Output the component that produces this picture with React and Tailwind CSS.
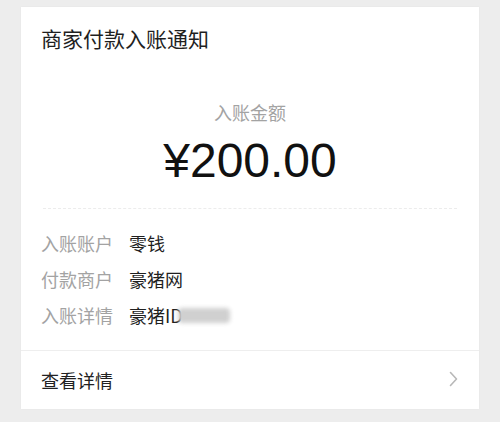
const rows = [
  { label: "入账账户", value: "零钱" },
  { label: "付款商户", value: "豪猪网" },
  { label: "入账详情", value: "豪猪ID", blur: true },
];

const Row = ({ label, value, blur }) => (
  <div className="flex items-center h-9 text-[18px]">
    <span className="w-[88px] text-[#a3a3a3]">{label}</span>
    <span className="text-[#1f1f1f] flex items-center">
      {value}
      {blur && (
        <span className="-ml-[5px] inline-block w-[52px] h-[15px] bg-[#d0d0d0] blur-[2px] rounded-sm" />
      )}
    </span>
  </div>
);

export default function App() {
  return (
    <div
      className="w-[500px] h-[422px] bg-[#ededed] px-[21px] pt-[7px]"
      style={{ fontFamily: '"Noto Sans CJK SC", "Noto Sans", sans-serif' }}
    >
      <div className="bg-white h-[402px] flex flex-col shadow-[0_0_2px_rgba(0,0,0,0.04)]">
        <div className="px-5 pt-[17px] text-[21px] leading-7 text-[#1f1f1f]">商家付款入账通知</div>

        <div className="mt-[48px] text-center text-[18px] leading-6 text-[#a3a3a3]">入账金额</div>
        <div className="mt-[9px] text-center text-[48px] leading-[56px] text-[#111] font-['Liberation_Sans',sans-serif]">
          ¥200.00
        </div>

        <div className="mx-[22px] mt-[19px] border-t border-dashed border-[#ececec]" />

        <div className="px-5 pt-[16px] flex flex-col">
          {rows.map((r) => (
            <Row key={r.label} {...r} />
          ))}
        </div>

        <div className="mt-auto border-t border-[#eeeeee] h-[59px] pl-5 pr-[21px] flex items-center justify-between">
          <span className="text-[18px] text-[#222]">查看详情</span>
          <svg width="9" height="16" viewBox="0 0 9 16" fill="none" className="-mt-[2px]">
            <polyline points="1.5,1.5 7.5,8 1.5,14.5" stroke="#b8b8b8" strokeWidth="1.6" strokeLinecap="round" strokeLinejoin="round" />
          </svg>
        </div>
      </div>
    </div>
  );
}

══════════

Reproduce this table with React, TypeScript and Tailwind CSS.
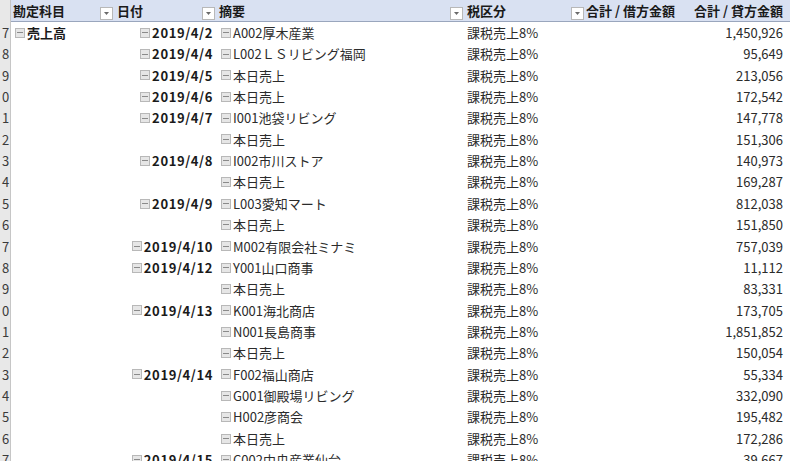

══════════

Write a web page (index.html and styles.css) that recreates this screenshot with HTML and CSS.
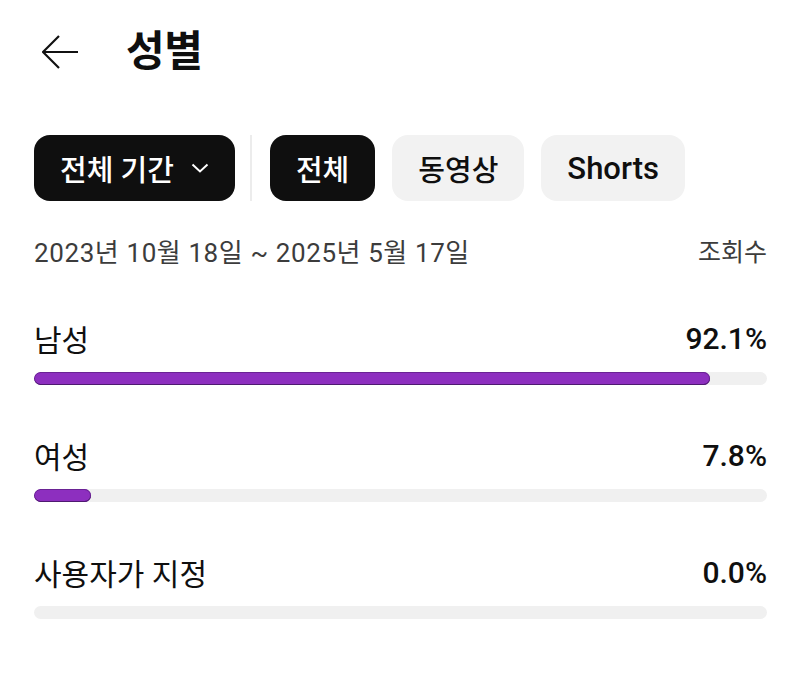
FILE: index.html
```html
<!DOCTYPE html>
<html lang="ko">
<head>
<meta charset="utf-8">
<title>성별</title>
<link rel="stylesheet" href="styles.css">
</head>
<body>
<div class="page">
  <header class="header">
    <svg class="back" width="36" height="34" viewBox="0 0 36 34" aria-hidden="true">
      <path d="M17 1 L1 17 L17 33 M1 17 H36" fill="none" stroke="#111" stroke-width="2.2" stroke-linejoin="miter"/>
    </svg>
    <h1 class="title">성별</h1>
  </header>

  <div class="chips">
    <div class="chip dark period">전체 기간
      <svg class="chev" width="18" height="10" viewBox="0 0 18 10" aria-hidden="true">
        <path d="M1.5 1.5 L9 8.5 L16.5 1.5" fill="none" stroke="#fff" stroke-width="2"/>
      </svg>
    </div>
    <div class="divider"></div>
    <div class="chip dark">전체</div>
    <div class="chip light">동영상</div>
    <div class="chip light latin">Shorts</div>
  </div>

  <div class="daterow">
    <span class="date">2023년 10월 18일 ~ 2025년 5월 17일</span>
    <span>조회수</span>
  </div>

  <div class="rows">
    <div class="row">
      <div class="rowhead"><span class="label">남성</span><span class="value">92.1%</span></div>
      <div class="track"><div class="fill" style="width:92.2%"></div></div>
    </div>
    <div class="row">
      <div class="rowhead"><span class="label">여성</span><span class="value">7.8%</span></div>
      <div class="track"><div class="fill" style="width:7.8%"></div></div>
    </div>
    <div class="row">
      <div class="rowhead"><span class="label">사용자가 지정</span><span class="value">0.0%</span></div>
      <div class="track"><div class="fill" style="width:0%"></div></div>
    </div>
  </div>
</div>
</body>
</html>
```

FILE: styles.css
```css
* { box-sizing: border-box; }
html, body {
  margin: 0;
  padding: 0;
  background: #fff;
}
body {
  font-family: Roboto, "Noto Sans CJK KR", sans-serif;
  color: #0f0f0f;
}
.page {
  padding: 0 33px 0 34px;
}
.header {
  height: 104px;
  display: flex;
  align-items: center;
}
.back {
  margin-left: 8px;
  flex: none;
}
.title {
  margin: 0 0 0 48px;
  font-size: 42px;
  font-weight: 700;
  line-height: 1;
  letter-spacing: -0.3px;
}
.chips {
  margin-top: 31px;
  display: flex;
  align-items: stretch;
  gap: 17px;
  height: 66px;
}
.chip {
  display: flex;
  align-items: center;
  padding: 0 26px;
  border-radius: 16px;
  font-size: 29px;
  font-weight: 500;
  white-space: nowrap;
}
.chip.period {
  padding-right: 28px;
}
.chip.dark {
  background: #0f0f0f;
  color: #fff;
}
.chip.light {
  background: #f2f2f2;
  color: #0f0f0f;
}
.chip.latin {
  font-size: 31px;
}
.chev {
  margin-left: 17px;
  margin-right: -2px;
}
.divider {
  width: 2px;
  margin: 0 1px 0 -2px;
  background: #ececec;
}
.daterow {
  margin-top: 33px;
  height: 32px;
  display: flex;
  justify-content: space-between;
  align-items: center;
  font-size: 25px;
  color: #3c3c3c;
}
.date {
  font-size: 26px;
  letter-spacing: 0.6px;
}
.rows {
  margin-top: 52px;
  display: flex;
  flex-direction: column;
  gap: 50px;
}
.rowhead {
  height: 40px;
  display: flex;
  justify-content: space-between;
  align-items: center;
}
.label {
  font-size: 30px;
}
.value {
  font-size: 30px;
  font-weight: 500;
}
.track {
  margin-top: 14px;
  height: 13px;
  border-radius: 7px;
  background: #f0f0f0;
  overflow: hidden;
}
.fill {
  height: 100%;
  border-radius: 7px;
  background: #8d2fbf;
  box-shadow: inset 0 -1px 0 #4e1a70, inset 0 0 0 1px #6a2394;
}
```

══════════

WHAT YOU HAVE TO DO: From the data, list each line in which the string "styles" appears.

ANSWER FOR THIS EXERCISE:
Write a web page (index.html and styles.css) that recreates this screenshot with HTML and CSS.
<link rel="stylesheet" href="styles.css">
FILE: styles.css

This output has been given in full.